• [YOUR TASK] All of the material below is to be restated word for word, apart from the pictures.
** Start of DATA EXCERPT **
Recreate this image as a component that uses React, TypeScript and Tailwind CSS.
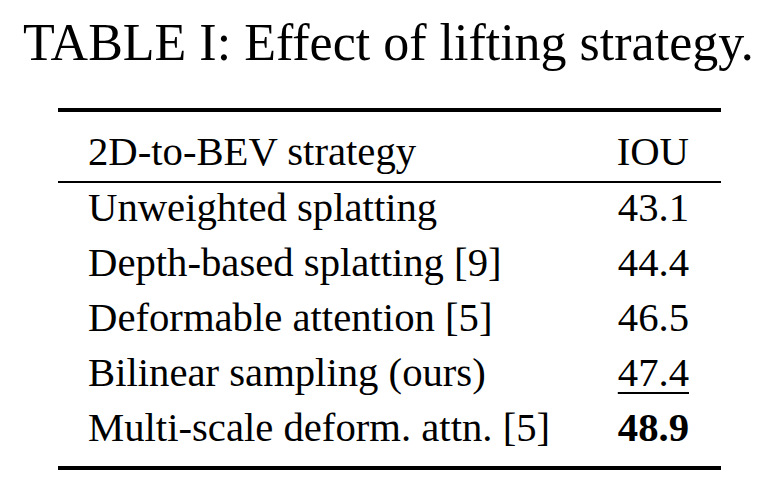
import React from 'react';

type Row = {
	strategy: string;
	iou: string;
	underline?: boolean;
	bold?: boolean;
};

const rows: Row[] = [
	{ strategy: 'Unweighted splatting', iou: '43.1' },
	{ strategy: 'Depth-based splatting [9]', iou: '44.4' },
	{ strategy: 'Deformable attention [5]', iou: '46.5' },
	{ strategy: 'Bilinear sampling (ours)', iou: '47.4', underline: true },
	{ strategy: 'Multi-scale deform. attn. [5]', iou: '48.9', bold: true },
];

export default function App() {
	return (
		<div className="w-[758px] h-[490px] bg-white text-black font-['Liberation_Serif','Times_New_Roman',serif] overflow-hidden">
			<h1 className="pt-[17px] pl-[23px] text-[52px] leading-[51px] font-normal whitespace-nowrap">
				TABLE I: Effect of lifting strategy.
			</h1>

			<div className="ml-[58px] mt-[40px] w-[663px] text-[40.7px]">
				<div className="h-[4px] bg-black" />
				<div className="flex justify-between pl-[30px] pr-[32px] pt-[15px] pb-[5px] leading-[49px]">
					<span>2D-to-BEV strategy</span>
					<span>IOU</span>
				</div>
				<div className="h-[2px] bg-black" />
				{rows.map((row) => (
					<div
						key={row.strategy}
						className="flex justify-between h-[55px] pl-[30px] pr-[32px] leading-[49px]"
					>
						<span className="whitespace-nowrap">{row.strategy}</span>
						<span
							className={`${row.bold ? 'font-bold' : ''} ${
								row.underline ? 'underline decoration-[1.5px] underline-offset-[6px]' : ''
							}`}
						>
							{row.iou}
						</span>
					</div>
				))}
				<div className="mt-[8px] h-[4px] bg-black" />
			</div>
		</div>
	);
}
** End of DATA EXCERPT **
• [RESPONSE]
Recreate this image as a component that uses React, TypeScript and Tailwind CSS.
import React from 'react';

type Row = {
	strategy: string;
	iou: string;
	underline?: boolean;
	bold?: boolean;
};

const rows: Row[] = [
	{ strategy: 'Unweighted splatting', iou: '43.1' },
	{ strategy: 'Depth-based splatting [9]', iou: '44.4' },
	{ strategy: 'Deformable attention [5]', iou: '46.5' },
	{ strategy: 'Bilinear sampling (ours)', iou: '47.4', underline: true },
	{ strategy: 'Multi-scale deform. attn. [5]', iou: '48.9', bold: true },
];

export default function App() {
	return (
		<div className="w-[758px] h-[490px] bg-white text-black font-['Liberation_Serif','Times_New_Roman',serif] overflow-hidden">
			<h1 className="pt-[17px] pl-[23px] text-[52px] leading-[51px] font-normal whitespace-nowrap">
				TABLE I: Effect of lifting strategy.
			</h1>

			<div className="ml-[58px] mt-[40px] w-[663px] text-[40.7px]">
				<div className="h-[4px] bg-black" />
				<div className="flex justify-between pl-[30px] pr-[32px] pt-[15px] pb-[5px] leading-[49px]">
					<span>2D-to-BEV strategy</span>
					<span>IOU</span>
				</div>
				<div className="h-[2px] bg-black" />
				{rows.map((row) => (
					<div
						key={row.strategy}
						className="flex justify-between h-[55px] pl-[30px] pr-[32px] leading-[49px]"
					>
						<span className="whitespace-nowrap">{row.strategy}</span>
						<span
							className={`${row.bold ? 'font-bold' : ''} ${
								row.underline ? 'underline decoration-[1.5px] underline-offset-[6px]' : ''
							}`}
						>
							{row.iou}
						</span>
					</div>
				))}
				<div className="mt-[8px] h-[4px] bg-black" />
			</div>
		</div>
	);
}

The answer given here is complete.